:: Problem details ::
Output all of the entries below precisely as written.

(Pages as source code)

------------------------------

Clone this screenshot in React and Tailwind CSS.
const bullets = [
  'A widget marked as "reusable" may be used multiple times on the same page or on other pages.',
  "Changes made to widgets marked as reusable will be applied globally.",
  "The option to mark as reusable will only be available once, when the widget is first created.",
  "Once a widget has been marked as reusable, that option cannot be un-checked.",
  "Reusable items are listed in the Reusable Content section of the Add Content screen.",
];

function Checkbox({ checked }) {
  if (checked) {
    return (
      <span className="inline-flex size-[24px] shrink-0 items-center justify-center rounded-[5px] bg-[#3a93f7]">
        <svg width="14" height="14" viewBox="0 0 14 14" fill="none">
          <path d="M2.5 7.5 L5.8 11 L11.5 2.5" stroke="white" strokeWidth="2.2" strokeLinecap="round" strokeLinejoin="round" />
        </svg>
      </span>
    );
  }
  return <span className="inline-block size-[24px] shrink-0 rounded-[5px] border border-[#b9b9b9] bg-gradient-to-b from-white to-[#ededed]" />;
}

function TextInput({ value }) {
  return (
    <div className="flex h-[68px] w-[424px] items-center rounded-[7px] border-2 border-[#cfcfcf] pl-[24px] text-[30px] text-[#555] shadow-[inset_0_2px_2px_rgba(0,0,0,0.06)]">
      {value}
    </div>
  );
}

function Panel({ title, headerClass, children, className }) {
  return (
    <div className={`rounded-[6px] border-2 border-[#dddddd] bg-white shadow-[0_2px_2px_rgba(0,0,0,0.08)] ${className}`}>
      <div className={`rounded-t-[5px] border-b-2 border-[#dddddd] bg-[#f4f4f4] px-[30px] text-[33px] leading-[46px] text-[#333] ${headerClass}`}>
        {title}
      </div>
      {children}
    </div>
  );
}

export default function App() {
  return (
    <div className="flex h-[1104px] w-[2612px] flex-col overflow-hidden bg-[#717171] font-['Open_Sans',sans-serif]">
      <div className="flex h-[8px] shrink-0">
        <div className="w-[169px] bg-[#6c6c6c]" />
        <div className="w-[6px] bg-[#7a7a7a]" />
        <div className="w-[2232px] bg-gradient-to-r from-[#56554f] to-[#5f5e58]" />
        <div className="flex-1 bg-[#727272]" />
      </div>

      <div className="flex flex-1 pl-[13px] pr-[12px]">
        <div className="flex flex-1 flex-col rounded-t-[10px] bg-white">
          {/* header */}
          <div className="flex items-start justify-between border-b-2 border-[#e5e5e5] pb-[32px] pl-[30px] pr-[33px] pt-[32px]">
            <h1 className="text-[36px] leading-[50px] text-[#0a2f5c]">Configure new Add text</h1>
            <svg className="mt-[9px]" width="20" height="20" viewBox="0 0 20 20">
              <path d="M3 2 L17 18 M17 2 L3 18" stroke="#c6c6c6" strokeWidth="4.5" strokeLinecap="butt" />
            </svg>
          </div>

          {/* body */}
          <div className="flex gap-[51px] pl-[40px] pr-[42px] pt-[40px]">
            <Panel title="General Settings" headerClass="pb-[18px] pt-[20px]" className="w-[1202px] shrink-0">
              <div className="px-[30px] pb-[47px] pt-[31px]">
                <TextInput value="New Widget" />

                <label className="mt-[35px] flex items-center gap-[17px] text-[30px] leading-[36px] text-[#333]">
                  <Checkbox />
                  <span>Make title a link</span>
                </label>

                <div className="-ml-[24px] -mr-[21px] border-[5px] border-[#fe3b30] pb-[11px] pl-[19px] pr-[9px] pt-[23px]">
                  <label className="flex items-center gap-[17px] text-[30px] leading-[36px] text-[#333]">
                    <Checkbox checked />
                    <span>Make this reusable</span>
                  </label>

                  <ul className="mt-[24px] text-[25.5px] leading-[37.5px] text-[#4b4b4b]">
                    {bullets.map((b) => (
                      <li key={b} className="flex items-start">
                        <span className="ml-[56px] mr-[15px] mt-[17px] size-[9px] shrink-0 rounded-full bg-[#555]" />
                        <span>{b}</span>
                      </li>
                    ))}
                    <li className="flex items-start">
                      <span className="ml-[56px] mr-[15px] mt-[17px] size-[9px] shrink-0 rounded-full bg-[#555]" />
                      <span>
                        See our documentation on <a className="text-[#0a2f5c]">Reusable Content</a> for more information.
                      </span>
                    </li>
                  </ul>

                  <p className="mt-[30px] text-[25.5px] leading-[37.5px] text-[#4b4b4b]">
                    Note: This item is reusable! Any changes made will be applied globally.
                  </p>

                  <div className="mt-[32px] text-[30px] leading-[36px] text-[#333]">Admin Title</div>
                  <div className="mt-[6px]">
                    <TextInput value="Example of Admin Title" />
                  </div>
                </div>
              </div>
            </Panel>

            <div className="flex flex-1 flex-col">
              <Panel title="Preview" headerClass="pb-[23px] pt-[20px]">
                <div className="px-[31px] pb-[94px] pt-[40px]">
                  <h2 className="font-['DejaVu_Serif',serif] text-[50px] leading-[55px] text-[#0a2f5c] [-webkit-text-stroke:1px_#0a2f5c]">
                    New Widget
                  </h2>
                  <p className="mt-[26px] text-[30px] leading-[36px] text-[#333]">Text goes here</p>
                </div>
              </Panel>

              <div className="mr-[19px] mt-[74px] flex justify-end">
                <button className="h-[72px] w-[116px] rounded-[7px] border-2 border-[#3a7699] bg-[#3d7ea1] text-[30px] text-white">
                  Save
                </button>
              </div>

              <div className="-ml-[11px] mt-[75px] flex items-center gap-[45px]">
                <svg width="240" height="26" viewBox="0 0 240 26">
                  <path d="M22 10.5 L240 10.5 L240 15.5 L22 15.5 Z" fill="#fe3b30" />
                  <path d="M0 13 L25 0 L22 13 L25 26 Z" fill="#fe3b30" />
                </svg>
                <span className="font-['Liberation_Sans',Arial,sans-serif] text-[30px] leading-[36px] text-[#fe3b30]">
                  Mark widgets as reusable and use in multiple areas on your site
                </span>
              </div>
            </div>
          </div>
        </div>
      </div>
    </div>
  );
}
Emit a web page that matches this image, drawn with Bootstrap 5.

------------------------------

:: Result of this task ::
Clone this screenshot in React and Tailwind CSS.
const bullets = [
  'A widget marked as "reusable" may be used multiple times on the same page or on other pages.',
  "Changes made to widgets marked as reusable will be applied globally.",
  "The option to mark as reusable will only be available once, when the widget is first created.",
  "Once a widget has been marked as reusable, that option cannot be un-checked.",
  "Reusable items are listed in the Reusable Content section of the Add Content screen.",
];

function Checkbox({ checked }) {
  if (checked) {
    return (
      <span className="inline-flex size-[24px] shrink-0 items-center justify-center rounded-[5px] bg-[#3a93f7]">
        <svg width="14" height="14" viewBox="0 0 14 14" fill="none">
          <path d="M2.5 7.5 L5.8 11 L11.5 2.5" stroke="white" strokeWidth="2.2" strokeLinecap="round" strokeLinejoin="round" />
        </svg>
      </span>
    );
  }
  return <span className="inline-block size-[24px] shrink-0 rounded-[5px] border border-[#b9b9b9] bg-gradient-to-b from-white to-[#ededed]" />;
}

function TextInput({ value }) {
  return (
    <div className="flex h-[68px] w-[424px] items-center rounded-[7px] border-2 border-[#cfcfcf] pl-[24px] text-[30px] text-[#555] shadow-[inset_0_2px_2px_rgba(0,0,0,0.06)]">
      {value}
    </div>
  );
}

function Panel({ title, headerClass, children, className }) {
  return (
    <div className={`rounded-[6px] border-2 border-[#dddddd] bg-white shadow-[0_2px_2px_rgba(0,0,0,0.08)] ${className}`}>
      <div className={`rounded-t-[5px] border-b-2 border-[#dddddd] bg-[#f4f4f4] px-[30px] text-[33px] leading-[46px] text-[#333] ${headerClass}`}>
        {title}
      </div>
      {children}
    </div>
  );
}

export default function App() {
  return (
    <div className="flex h-[1104px] w-[2612px] flex-col overflow-hidden bg-[#717171] font-['Open_Sans',sans-serif]">
      <div className="flex h-[8px] shrink-0">
        <div className="w-[169px] bg-[#6c6c6c]" />
        <div className="w-[6px] bg-[#7a7a7a]" />
        <div className="w-[2232px] bg-gradient-to-r from-[#56554f] to-[#5f5e58]" />
        <div className="flex-1 bg-[#727272]" />
      </div>

      <div className="flex flex-1 pl-[13px] pr-[12px]">
        <div className="flex flex-1 flex-col rounded-t-[10px] bg-white">
          {/* header */}
          <div className="flex items-start justify-between border-b-2 border-[#e5e5e5] pb-[32px] pl-[30px] pr-[33px] pt-[32px]">
            <h1 className="text-[36px] leading-[50px] text-[#0a2f5c]">Configure new Add text</h1>
            <svg className="mt-[9px]" width="20" height="20" viewBox="0 0 20 20">
              <path d="M3 2 L17 18 M17 2 L3 18" stroke="#c6c6c6" strokeWidth="4.5" strokeLinecap="butt" />
            </svg>
          </div>

          {/* body */}
          <div className="flex gap-[51px] pl-[40px] pr-[42px] pt-[40px]">
            <Panel title="General Settings" headerClass="pb-[18px] pt-[20px]" className="w-[1202px] shrink-0">
              <div className="px-[30px] pb-[47px] pt-[31px]">
                <TextInput value="New Widget" />

                <label className="mt-[35px] flex items-center gap-[17px] text-[30px] leading-[36px] text-[#333]">
                  <Checkbox />
                  <span>Make title a link</span>
                </label>

                <div className="-ml-[24px] -mr-[21px] border-[5px] border-[#fe3b30] pb-[11px] pl-[19px] pr-[9px] pt-[23px]">
                  <label className="flex items-center gap-[17px] text-[30px] leading-[36px] text-[#333]">
                    <Checkbox checked />
                    <span>Make this reusable</span>
                  </label>

                  <ul className="mt-[24px] text-[25.5px] leading-[37.5px] text-[#4b4b4b]">
                    {bullets.map((b) => (
                      <li key={b} className="flex items-start">
                        <span className="ml-[56px] mr-[15px] mt-[17px] size-[9px] shrink-0 rounded-full bg-[#555]" />
                        <span>{b}</span>
                      </li>
                    ))}
                    <li className="flex items-start">
                      <span className="ml-[56px] mr-[15px] mt-[17px] size-[9px] shrink-0 rounded-full bg-[#555]" />
                      <span>
                        See our documentation on <a className="text-[#0a2f5c]">Reusable Content</a> for more information.
                      </span>
                    </li>
                  </ul>

                  <p className="mt-[30px] text-[25.5px] leading-[37.5px] text-[#4b4b4b]">
                    Note: This item is reusable! Any changes made will be applied globally.
                  </p>

                  <div className="mt-[32px] text-[30px] leading-[36px] text-[#333]">Admin Title</div>
                  <div className="mt-[6px]">
                    <TextInput value="Example of Admin Title" />
                  </div>
                </div>
              </div>
            </Panel>

            <div className="flex flex-1 flex-col">
              <Panel title="Preview" headerClass="pb-[23px] pt-[20px]">
                <div className="px-[31px] pb-[94px] pt-[40px]">
                  <h2 className="font-['DejaVu_Serif',serif] text-[50px] leading-[55px] text-[#0a2f5c] [-webkit-text-stroke:1px_#0a2f5c]">
                    New Widget
                  </h2>
                  <p className="mt-[26px] text-[30px] leading-[36px] text-[#333]">Text goes here</p>
                </div>
              </Panel>

              <div className="mr-[19px] mt-[74px] flex justify-end">
                <button className="h-[72px] w-[116px] rounded-[7px] border-2 border-[#3a7699] bg-[#3d7ea1] text-[30px] text-white">
                  Save
                </button>
              </div>

              <div className="-ml-[11px] mt-[75px] flex items-center gap-[45px]">
                <svg width="240" height="26" viewBox="0 0 240 26">
                  <path d="M22 10.5 L240 10.5 L240 15.5 L22 15.5 Z" fill="#fe3b30" />
                  <path d="M0 13 L25 0 L22 13 L25 26 Z" fill="#fe3b30" />
                </svg>
                <span className="font-['Liberation_Sans',Arial,sans-serif] text-[30px] leading-[36px] text-[#fe3b30]">
                  Mark widgets as reusable and use in multiple areas on your site
                </span>
              </div>
            </div>
          </div>
        </div>
      </div>
    </div>
  );
}
Emit a web page that matches this image, drawn with Bootstrap 5.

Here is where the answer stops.